Expansion is capital intensive. Industry estimates indicate that developing 2,000 hectares of pistachio orchards requires around EUR 49–52 million (approx. USD 53 million), covering tree stock, irrigation infrastructure and operating costs during the non-bearing years. Structured, long-tenor financing aligned with pistachio’s economics—breakeven around year eight and productive lifespans over 50 years—is being put in place so growers are not forced into early cash-flow pressure, a critical enabler of scale.
The crop’s long life and high value also offer broader economic benefits. Every 1,000 hectares could support roughly 800 direct and indirect jobs across farming, processing and logistics. This dovetails with South Africa’s goal of diversifying away from lower-margin, climate‑exposed crops like corn and wheat towards export-oriented, higher-value horticulture. Outgrower models are part of the plan, aiming to broaden farmer participation and spread skills and income opportunities along the value chain.
🌦️ Weather & Water Management Outlook
Recent weather patterns in the Northern Cape have oscillated between dry, fire-prone conditions and episodes of thunderstorms and localised flooding, underscoring the region’s climatic volatility. National and regional outlooks for late April point to continued periods of dryness interspersed with showers and storms over parts of the province, highlighting the need for resilient orchards and robust infrastructure.
For pistachios, the key medium-term factor is not short-lived rainfall events but secure, well-managed irrigation. The crop is resilient to arid conditions but highly dependent on controlled water supply, making efficient irrigation systems, on-farm storage and careful allocation essential. Given early drought advisories and ongoing caution around water resources in the broader Cape regions, growers will need to prioritise water efficiency technologies and risk planning to ensure the long-term sustainability of orchards.

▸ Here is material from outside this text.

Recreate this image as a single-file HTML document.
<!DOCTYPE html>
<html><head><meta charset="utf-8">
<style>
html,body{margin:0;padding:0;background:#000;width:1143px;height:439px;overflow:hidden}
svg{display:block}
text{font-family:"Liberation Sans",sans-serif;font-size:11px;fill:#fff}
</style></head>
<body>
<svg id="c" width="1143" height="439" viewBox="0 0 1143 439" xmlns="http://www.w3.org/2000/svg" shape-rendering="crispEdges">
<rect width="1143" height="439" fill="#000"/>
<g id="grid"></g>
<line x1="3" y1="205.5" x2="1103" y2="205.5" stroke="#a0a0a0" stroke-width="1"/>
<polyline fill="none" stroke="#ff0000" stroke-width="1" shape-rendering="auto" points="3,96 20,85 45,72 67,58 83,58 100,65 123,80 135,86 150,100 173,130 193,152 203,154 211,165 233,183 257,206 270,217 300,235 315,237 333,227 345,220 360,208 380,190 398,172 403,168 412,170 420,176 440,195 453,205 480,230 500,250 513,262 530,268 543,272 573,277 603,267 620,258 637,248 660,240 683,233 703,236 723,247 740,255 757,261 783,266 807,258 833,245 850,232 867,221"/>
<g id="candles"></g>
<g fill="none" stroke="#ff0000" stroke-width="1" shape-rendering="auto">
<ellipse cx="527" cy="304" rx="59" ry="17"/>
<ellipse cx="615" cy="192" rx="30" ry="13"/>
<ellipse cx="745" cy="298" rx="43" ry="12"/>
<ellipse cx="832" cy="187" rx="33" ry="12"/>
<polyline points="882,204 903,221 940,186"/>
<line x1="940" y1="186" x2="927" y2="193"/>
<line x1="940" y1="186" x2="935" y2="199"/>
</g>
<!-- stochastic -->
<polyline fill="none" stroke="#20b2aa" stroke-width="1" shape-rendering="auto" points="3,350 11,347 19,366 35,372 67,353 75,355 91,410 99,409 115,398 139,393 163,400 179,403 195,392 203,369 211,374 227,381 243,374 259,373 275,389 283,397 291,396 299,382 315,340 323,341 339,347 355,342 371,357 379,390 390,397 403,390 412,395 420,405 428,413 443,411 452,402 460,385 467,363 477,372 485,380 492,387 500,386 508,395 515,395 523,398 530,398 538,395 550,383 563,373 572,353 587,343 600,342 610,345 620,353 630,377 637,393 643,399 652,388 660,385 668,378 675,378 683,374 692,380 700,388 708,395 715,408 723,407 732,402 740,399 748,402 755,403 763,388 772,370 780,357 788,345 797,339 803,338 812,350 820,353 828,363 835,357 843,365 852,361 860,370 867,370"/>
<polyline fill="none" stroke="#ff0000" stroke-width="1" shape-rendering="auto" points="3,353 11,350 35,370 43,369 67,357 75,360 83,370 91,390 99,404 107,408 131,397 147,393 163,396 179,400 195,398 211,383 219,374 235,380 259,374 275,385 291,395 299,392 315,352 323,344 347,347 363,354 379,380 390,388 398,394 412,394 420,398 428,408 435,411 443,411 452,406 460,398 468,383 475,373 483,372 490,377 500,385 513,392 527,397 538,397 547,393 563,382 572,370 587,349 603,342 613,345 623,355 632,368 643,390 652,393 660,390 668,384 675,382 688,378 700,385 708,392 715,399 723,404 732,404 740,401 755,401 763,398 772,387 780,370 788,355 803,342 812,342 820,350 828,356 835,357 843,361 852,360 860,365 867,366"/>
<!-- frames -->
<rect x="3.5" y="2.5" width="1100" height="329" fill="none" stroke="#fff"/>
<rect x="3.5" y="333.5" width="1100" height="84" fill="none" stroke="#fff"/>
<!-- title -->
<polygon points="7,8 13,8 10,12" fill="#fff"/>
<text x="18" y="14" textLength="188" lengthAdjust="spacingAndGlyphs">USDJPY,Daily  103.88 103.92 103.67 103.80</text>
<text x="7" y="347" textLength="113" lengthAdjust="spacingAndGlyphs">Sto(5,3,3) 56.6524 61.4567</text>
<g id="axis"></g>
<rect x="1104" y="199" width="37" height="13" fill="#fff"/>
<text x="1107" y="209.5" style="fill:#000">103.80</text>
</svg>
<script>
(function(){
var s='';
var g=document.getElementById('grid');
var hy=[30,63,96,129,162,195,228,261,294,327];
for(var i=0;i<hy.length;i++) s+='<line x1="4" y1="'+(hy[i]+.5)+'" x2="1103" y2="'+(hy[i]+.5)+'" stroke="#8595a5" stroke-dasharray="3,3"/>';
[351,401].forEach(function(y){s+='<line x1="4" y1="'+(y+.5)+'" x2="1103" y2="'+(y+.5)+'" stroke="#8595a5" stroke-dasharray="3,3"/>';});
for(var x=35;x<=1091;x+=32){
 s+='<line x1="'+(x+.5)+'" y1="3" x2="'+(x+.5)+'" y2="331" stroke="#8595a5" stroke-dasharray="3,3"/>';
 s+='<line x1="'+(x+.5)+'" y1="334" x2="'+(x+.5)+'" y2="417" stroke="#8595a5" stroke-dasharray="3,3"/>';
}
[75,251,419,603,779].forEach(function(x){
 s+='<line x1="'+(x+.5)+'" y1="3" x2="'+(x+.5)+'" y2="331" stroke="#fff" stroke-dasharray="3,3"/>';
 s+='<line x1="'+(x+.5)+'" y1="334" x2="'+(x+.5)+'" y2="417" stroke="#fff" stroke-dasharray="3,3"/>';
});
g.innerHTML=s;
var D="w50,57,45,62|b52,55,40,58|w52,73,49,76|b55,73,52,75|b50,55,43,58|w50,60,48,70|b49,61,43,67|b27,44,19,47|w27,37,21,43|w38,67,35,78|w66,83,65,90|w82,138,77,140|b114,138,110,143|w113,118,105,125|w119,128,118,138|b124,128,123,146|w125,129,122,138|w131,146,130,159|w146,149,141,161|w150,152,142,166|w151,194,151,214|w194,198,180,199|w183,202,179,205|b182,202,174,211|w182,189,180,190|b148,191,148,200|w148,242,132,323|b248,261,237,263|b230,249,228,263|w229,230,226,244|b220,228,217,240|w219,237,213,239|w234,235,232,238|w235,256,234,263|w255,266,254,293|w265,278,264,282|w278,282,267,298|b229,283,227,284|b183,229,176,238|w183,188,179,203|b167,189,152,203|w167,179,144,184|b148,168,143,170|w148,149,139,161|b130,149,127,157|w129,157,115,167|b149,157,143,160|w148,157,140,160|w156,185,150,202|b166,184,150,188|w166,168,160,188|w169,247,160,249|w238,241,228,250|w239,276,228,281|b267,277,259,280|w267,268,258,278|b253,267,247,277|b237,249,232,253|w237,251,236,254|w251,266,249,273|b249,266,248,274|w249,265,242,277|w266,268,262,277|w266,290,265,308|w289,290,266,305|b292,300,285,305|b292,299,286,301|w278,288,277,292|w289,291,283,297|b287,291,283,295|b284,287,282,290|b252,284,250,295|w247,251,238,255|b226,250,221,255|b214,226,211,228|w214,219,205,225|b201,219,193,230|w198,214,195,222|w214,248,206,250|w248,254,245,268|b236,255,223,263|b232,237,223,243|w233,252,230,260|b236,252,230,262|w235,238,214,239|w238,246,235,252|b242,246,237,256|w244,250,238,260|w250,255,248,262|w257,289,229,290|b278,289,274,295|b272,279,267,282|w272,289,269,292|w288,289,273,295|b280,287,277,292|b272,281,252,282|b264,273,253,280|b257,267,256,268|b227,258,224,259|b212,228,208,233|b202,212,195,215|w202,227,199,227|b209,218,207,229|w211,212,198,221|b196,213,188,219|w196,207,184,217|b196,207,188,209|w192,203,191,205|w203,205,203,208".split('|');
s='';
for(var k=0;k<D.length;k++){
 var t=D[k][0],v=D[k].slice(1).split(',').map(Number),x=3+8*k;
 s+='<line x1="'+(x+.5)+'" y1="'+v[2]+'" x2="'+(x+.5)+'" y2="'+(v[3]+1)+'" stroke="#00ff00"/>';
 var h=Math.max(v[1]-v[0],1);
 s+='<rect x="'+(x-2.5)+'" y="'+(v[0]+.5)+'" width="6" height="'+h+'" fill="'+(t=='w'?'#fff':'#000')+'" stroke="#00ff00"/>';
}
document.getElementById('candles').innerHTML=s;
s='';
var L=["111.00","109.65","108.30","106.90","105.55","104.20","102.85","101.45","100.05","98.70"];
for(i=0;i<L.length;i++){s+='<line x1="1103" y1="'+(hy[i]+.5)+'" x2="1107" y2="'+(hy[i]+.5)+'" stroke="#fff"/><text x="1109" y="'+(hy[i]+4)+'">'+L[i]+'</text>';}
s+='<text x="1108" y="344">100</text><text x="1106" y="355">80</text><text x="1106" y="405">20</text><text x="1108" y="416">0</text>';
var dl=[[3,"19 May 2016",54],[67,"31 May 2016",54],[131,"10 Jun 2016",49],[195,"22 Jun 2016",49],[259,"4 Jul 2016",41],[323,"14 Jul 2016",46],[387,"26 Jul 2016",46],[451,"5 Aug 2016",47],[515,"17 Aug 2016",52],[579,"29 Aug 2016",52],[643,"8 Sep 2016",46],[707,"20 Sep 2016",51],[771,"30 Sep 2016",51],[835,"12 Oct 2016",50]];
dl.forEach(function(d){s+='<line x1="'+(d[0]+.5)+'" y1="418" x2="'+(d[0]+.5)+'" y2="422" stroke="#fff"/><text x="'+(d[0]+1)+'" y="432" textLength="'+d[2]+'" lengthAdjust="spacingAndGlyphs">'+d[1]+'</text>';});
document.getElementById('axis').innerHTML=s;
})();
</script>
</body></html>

🧭 Strategic & Trading Outlook
South Africa’s pistachio build‑out is taking place against a backdrop of tight global fundamentals. U.S. kernel shipments have been running ahead of last season and inventories are trending lower, while Iran faces export headwinds linked to sanctions and regional tensions, both supportive of firm price levels into the medium term. At the same time, higher energy and freight costs tied to Middle East risks keep logistics from key origins elevated, further boosting the appeal of diversified sourcing.

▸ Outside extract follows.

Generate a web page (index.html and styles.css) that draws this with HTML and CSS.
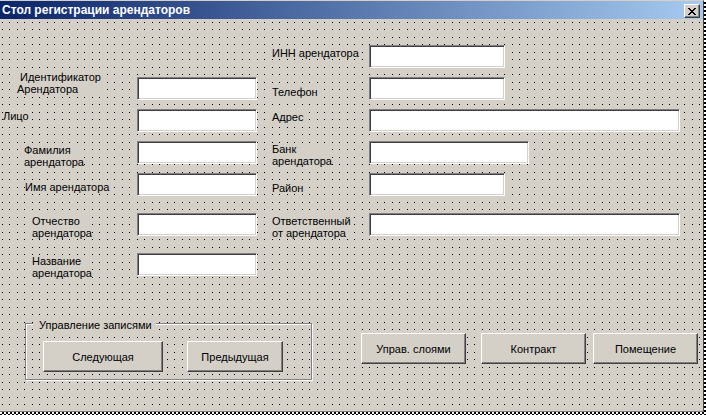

- For growers and investors in South Africa: The current high-price, supply-constrained environment validates ongoing orchard expansion, but project viability hinges on disciplined water management, cost control and access to long-dated finance. Early movers with strong technical support and export partnerships are best placed.
- For international buyers: Consider pilot volumes and forward contracts with emerging South African producers to diversify origin risk, especially for premium and branded lines where origin differentiation can be marketed.
- For traders: Maintain a moderately bullish bias on pistachios in EUR terms while monitoring developments in Iran–U.S. negotiations, weather in California and Turkey, and South Africa’s planting pace. Price setbacks driven by temporary macro or currency moves may offer entry opportunities for end‑user hedging.
📆 3‑Day Price Indication (EUR)
Given persistently tight global fundamentals and ongoing geopolitical risk around Iranian exports, pistachio prices in Europe are expected to remain firm over the next three trading days. No meaningful relief in export availability from major origins is anticipated in this very short window.
| Market | Product | 3‑Day Outlook (EUR/kg) | Direction |
|---|---|---|---|
| EU import (CIF, mixed origins) | In‑shell, standard grades | ≈ 33–36 | Sideways to slightly firm |
| EU import (CIF, premium) | In‑shell & kernels, high grades | ≈ 36–40 | Firm |
Short term, the key watchpoints are any escalation in Middle East tensions affecting Iranian shipments, U.S. export pace and freight volatility. For South African stakeholders, these conditions reinforce the attractiveness of long-term pistachio investment but should not distract from the fundamental need to secure water, agronomic expertise and market access.